Spin and Charge Transport of Multiorbital Quantum Spin Hall Insulators

The fabrication of bismuthene on top of SiC paved the way for substrate engineering of room temperature quantum spin Hall insulators made of group $V$ atoms. We perform large-scale quantum transport calculations in these two-dimensional (2D) materials to analyze the rich phenomenology that arises from the interplay between topology, disorder, valley, and spin degrees of freedom. For this purpose, we consider a minimal multiorbital real-space tight-binding Hamiltonian and use a Chebyshev polynomial expansion technique. We discuss how the quantum spin Hall states are affected by disorder, sublattice resolved potential, and Rashba spin-orbit coupling. It is also shown that these materials can be driven to a topological Anderson insulator phase by sufficiently strong disorder.

Figure 1

(a) Schematic representation of the $p_x\text{−}{p}_y$ orbitals in the honeycomb lattice. (b) Comparison between the first principles energy bands of planar bismuthene (black dotted line) and our effective $p_x$, $p_y$ tight-binding approximation (red solid line). (c) Numerical calculations of the spin Hall conductivity (red line) and of the density of states (black line).

Figure 2

Numerical calculation of the density of states [(a),(b), and (c)] and spin Hall conductivity [(d) and (e)], of a $p_x$, $p_y$ honeycomb system with Anderson disorder strengths: $W=0.05$ (black line), $W=0.8$ (red line), $W=1.2$ (blue line), and $W=1.6\mathrm{eV}$ (green line).

Figure 3

Left panels: Energy bands for a 30 nm wide zigzag nanoribbon described by a $p_x\text{−}{p}_y$ Hamiltonian on a honeycomb lattice.
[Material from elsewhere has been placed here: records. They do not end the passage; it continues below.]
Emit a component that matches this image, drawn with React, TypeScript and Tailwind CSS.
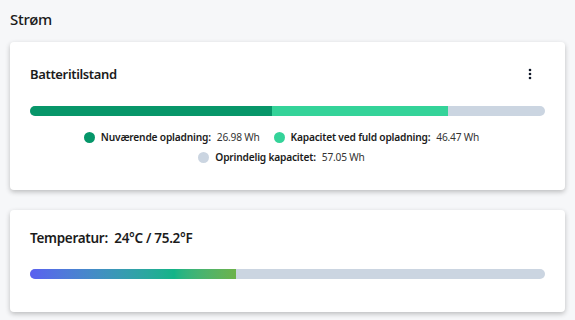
import React from "react"

const legend = [
    [
        { color: "bg-[#059669]", label: "Nuværende opladning:", value: "26.98 Wh" },
        { color: "bg-[#34d399]", label: "Kapacitet ved fuld opladning:", value: "46.47 Wh" },
    ],
    [{ color: "bg-[#cbd5e1]", label: "Oprindelig kapacitet:", value: "57.05 Wh" }],
]

function Kebab() {
    return (
        <svg width="12" height="12" viewBox="0 0 12 12" className="text-gray-900">
            <circle cx="6" cy="2" r="1.3" fill="currentColor" />
            <circle cx="6" cy="6" r="1.3" fill="currentColor" />
            <circle cx="6" cy="10" r="1.3" fill="currentColor" />
        </svg>
    )
}

export default function App() {
    return (
        <div className="min-h-[320px] bg-[#f6f7f9] px-[10px] pt-[9px] pb-4 font-['Noto_Sans',sans-serif] text-[#1b1b1b]">
            <h2 className="text-[15px] leading-[20px] font-medium tracking-[-0.3px]">Strøm</h2>

            <div className="mt-[13px] rounded-[4px] bg-white px-5 pt-[22px] pb-[24px] shadow-[0_2px_5px_rgba(0,0,0,0.24)]">
                <div className="flex items-center justify-between">
                    <h3 className="text-[13px] leading-[20px] font-semibold tracking-[-0.35px]">Batteritilstand</h3>
                    <button className="mr-[7px] flex h-5 w-4 items-center justify-center">
                        <Kebab />
                    </button>
                </div>

                <div className="mt-[22px] flex h-[10px] w-full overflow-hidden rounded-full bg-[#cbd5e1]">
                    <div className="h-full w-[47%] bg-[#079669]" />
                    <div className="h-full w-[34.2%] bg-[#34d399]" />
                </div>

                <div className="mt-[12px] flex flex-col items-center gap-[2px] pr-[12px]">
                    {legend.map((row, i) => (
                        <div key={i} className="flex items-center gap-[14px]">
                            {row.map((item) => (
                                <div key={item.label} className="flex items-center gap-[6px] text-[10.2px] leading-[18px] tracking-[-0.2px]">
                                    <span className={`h-[11px] w-[11px] rounded-full ${item.color}`} />
                                    <span className="font-semibold">{item.label}</span>
                                    <span className="text-[#333]">{item.value}</span>
                                </div>
                            ))}
                        </div>
                    ))}
                </div>
            </div>

            <div className="mt-[20px] rounded-[4px] bg-white px-5 pt-[18px] pb-[33px] shadow-[0_2px_5px_rgba(0,0,0,0.24)]">
                <h3 className="text-[13.5px] leading-[20px] font-semibold tracking-[-0.3px]">
                    Temperatur:&nbsp; 24°C / 75.2°F
                </h3>
                <div className="mt-[21px] flex h-[10px] w-full overflow-hidden rounded-full bg-[#cbd5e1]">
                    <div className="h-full w-[40%] bg-gradient-to-r from-[#5a5ff0] via-[#12b487] via-70% to-[#6cb24a]" />
                </div>
            </div>
        </div>
    )
}
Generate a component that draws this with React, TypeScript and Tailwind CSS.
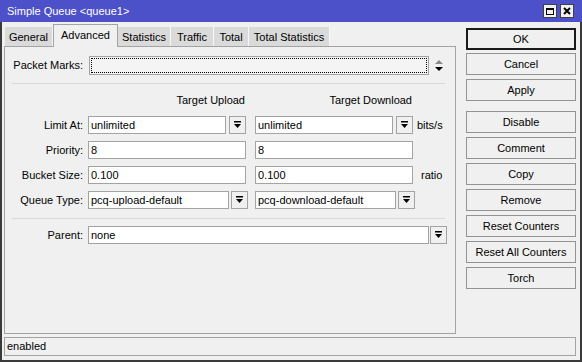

Blue and red curves represent the majority and minority spin bands, respectively. The calculations were performed with $V_{pp\sigma }=1.815$, $V_{pp\pi }=-0.315$, ${\lambda }_I=0.435$, and ${\lambda }_R=0\mathrm{eV}$, for different values of the staggered potential: (a) $V_{AB}=0.1$, (c) $V_{AB}=0.435$, and (e) $V_{AB}=0.8\mathrm{eV}$. Right panels: spin-Hall conductivity (black line) and normalized longitudinal conductivity (green line) calculated as functions of energy for $V_{pp\sigma }=1.815$, $V_{pp\pi }=-0.315$, ${\lambda }_I=0.435$, ${\lambda }_R=0$, $W=0.05\mathrm{eV}$, and different values of the staggered potential: (b) $V_{AB}=0.1$, (d) $V_{AB}=0.435$, and (f) $V_{AB}=0.8\mathrm{eV}$.

Figure 4

(a) DOS calculated as a function of the energy for $V_{AB}=0.5\mathrm{eV}$ for weak (black line) and strong disorder (red line), $W=0.05$ and $W=1.95\mathrm{eV}$, respectively. (b) Spin-Hall conductivity for $V_{AB}=0.5\mathrm{eV}$ for the same values of weak (black line) and strong disorder (red line). The inset highlights the DOS in the vicinity of $E=0$.